Exercise description → Your job is to retype all of the data word for word, leaving every image out.

Data provided →
--------------------------------------------------

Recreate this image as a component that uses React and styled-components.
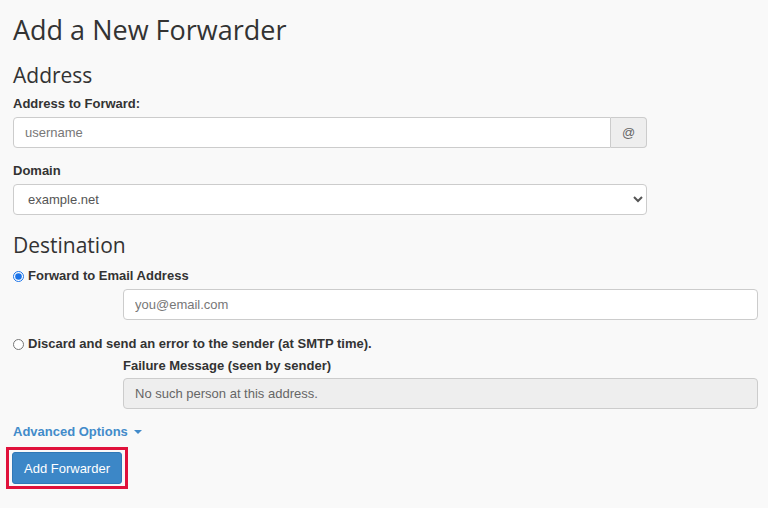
import styled, { createGlobalStyle } from "styled-components";

const GlobalStyle = createGlobalStyle`
  html, body {
    margin: 0;
    background: #f9f9f9;
  }
  body {
    font-family: "Liberation Sans", Arial, sans-serif;
    color: #333;
  }
`;

const Page = styled.div`
  width: 768px;
  height: 508px;
  box-sizing: border-box;
  padding: 12px 10px 0 13px;
  overflow: hidden;
`;

const Title = styled.h1`
  font-family: "Open Sans", sans-serif;
  font-weight: 400;
  font-size: 27px;
  line-height: 36px;
  margin: 0 0 12px;
  color: #333;
`;

const Section = styled.h2`
  font-family: "Open Sans", sans-serif;
  font-weight: 400;
  font-size: 21px;
  line-height: 30px;
  margin: 0 0 5px;
  color: #333;
`;

const Label = styled.label`
  display: block;
  font-weight: 700;
  font-size: 13px;
  line-height: 18px;
  margin-bottom: ${(p) => p.$gap ?? 4}px;
  color: #333;
`;

const Group = styled.div`
  width: ${(p) => (p.$indent ? "auto" : "634px")};
  margin-left: ${(p) => (p.$indent ? "110px" : "0")};
  margin-bottom: ${(p) => p.$gap ?? 14}px;
`;

const InputGroup = styled.div`
  display: flex;
`;

const Input = styled.input`
  flex: 1;
  width: 100%;
  box-sizing: border-box;
  height: 31px;
  padding: 0 11px;
  font-family: "Liberation Sans", Arial, sans-serif;
  font-size: 13px;
  color: #555;
  background: ${(p) => (p.disabled ? "#eeeeee" : "#fff")};
  border: 1px solid #ccc;
  border-radius: ${(p) => (p.$joined ? "4px 0 0 4px" : "4px")};
  outline: none;

  &::placeholder {
    color: #777;
  }
  &:disabled {
    color: #666;
  }
`;

const Addon = styled.span`
  width: 36px;
  box-sizing: border-box;
  display: flex;
  align-items: center;
  justify-content: center;
  background: #eee;
  border: 1px solid #ccc;
  border-left: none;
  border-radius: 0 4px 4px 0;
  font-size: 13px;
  color: #666;
`;

const Select = styled.select`
  width: 100%;
  box-sizing: border-box;
  height: 31px;
  padding: 0 8px 0 10px;
  font-family: "Liberation Sans", Arial, sans-serif;
  font-size: 13px;
  color: #555;
  background: #fff;
  border: 1px solid #ccc;
  border-radius: 4px;
  outline: none;
`;

const RadioRow = styled.label`
  display: flex;
  align-items: center;
  gap: 4px;
  font-weight: 700;
  font-size: 13px;
  line-height: 18px;
  margin: ${(p) => p.$top || 0}px 0 4px;
  color: #333;

  input {
    margin: 0;
    width: 11px;
    height: 11px;
    accent-color: #1a73e8;
  }
`;

const LinkButton = styled.a`
  display: flex;
  width: fit-content;
  align-items: center;
  gap: 6px;
  font-weight: 700;
  font-size: 13px;
  line-height: 18px;
  color: #428bca;
  text-decoration: none;
  margin-top: 14px;
`;

const Caret = styled.span`
  width: 0;
  height: 0;
  border-left: 4px solid transparent;
  border-right: 4px solid transparent;
  border-top: 4px solid #428bca;
`;

const Highlight = styled.div`
  width: fit-content;
  margin: 6px 0 0 -7px;
  padding: 2px 3px;
  border: 3px solid #e0113b;
`;

const Primary = styled.button`
  display: block;
  height: 32px;
  padding: 0 11px;
  font-family: "Liberation Sans", Arial, sans-serif;
  font-size: 13px;
  color: #fff;
  background: #3c87c7;
  border: 1px solid #2f78b7;
  border-radius: 3px;
`;

export default function App() {
  return (
    <>
      <GlobalStyle />
      <Page>
        <Title>Add a New Forwarder</Title>
        <Section>Address</Section>
        <Group>
          <Label>Address to Forward:</Label>
          <InputGroup>
            <Input $joined placeholder="username" />
            <Addon>@</Addon>
          </InputGroup>
        </Group>
        <Group $gap={15}>
          <Label>Domain</Label>
          <Select defaultValue="example.net">
            <option>example.net</option>
          </Select>
        </Group>
        <Section>Destination</Section>
        <RadioRow $top={7}>
          <input type="radio" name="dest" defaultChecked />
          Forward to Email Address
        </RadioRow>
        <Group $indent $gap={15}>
          <Input placeholder="you@email.com" />
        </Group>
        <RadioRow>
          <input type="radio" name="dest" />
          Discard and send an error to the sender (at SMTP time).
        </RadioRow>
        <Group $indent $gap={0}>
          <Label $gap={3}>Failure Message (seen by sender)</Label>
          <Input disabled value="No such person at this address." readOnly />
        </Group>
        <LinkButton href="#">
          Advanced Options <Caret />
        </LinkButton>
        <Highlight>
          <Primary>Add Forwarder</Primary>
        </Highlight>
      </Page>
    </>
  );
}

--------------------------------------------------

Problem solution →
Recreate this image as a component that uses React and styled-components.
import styled, { createGlobalStyle } from "styled-components";

const GlobalStyle = createGlobalStyle`
  html, body {
    margin: 0;
    background: #f9f9f9;
  }
  body {
    font-family: "Liberation Sans", Arial, sans-serif;
    color: #333;
  }
`;

const Page = styled.div`
  width: 768px;
  height: 508px;
  box-sizing: border-box;
  padding: 12px 10px 0 13px;
  overflow: hidden;
`;

const Title = styled.h1`
  font-family: "Open Sans", sans-serif;
  font-weight: 400;
  font-size: 27px;
  line-height: 36px;
  margin: 0 0 12px;
  color: #333;
`;

const Section = styled.h2`
  font-family: "Open Sans", sans-serif;
  font-weight: 400;
  font-size: 21px;
  line-height: 30px;
  margin: 0 0 5px;
  color: #333;
`;

const Label = styled.label`
  display: block;
  font-weight: 700;
  font-size: 13px;
  line-height: 18px;
  margin-bottom: ${(p) => p.$gap ?? 4}px;
  color: #333;
`;

const Group = styled.div`
  width: ${(p) => (p.$indent ? "auto" : "634px")};
  margin-left: ${(p) => (p.$indent ? "110px" : "0")};
  margin-bottom: ${(p) => p.$gap ?? 14}px;
`;

const InputGroup = styled.div`
  display: flex;
`;

const Input = styled.input`
  flex: 1;
  width: 100%;
  box-sizing: border-box;
  height: 31px;
  padding: 0 11px;
  font-family: "Liberation Sans", Arial, sans-serif;
  font-size: 13px;
  color: #555;
  background: ${(p) => (p.disabled ? "#eeeeee" : "#fff")};
  border: 1px solid #ccc;
  border-radius: ${(p) => (p.$joined ? "4px 0 0 4px" : "4px")};
  outline: none;

  &::placeholder {
    color: #777;
  }
  &:disabled {
    color: #666;
  }
`;

const Addon = styled.span`
  width: 36px;
  box-sizing: border-box;
  display: flex;
  align-items: center;
  justify-content: center;
  background: #eee;
  border: 1px solid #ccc;
  border-left: none;
  border-radius: 0 4px 4px 0;
  font-size: 13px;
  color: #666;
`;

const Select = styled.select`
  width: 100%;
  box-sizing: border-box;
  height: 31px;
  padding: 0 8px 0 10px;
  font-family: "Liberation Sans", Arial, sans-serif;
  font-size: 13px;
  color: #555;
  background: #fff;
  border: 1px solid #ccc;
  border-radius: 4px;
  outline: none;
`;

const RadioRow = styled.label`
  display: flex;
  align-items: center;
  gap: 4px;
  font-weight: 700;
  font-size: 13px;
  line-height: 18px;
  margin: ${(p) => p.$top || 0}px 0 4px;
  color: #333;

  input {
    margin: 0;
    width: 11px;
    height: 11px;
    accent-color: #1a73e8;
  }
`;

const LinkButton = styled.a`
  display: flex;
  width: fit-content;
  align-items: center;
  gap: 6px;
  font-weight: 700;
  font-size: 13px;
  line-height: 18px;
  color: #428bca;
  text-decoration: none;
  margin-top: 14px;
`;

const Caret = styled.span`
  width: 0;
  height: 0;
  border-left: 4px solid transparent;
  border-right: 4px solid transparent;
  border-top: 4px solid #428bca;
`;

const Highlight = styled.div`
  width: fit-content;
  margin: 6px 0 0 -7px;
  padding: 2px 3px;
  border: 3px solid #e0113b;
`;

const Primary = styled.button`
  display: block;
  height: 32px;
  padding: 0 11px;
  font-family: "Liberation Sans", Arial, sans-serif;
  font-size: 13px;
  color: #fff;
  background: #3c87c7;
  border: 1px solid #2f78b7;
  border-radius: 3px;
`;

export default function App() {
  return (
    <>
      <GlobalStyle />
      <Page>
        <Title>Add a New Forwarder</Title>
        <Section>Address</Section>
        <Group>
          <Label>Address to Forward:</Label>
          <InputGroup>
            <Input $joined placeholder="username" />
            <Addon>@</Addon>
          </InputGroup>
        </Group>
        <Group $gap={15}>
          <Label>Domain</Label>
          <Select defaultValue="example.net">
            <option>example.net</option>
          </Select>
        </Group>
        <Section>Destination</Section>
        <RadioRow $top={7}>
          <input type="radio" name="dest" defaultChecked />
          Forward to Email Address
        </RadioRow>
        <Group $indent $gap={15}>
          <Input placeholder="you@email.com" />
        </Group>
        <RadioRow>
          <input type="radio" name="dest" />
          Discard and send an error to the sender (at SMTP time).
        </RadioRow>
        <Group $indent $gap={0}>
          <Label $gap={3}>Failure Message (seen by sender)</Label>
          <Input disabled value="No such person at this address." readOnly />
        </Group>
        <LinkButton href="#">
          Advanced Options <Caret />
        </LinkButton>
        <Highlight>
          <Primary>Add Forwarder</Primary>
        </Highlight>
      </Page>
    </>
  );
}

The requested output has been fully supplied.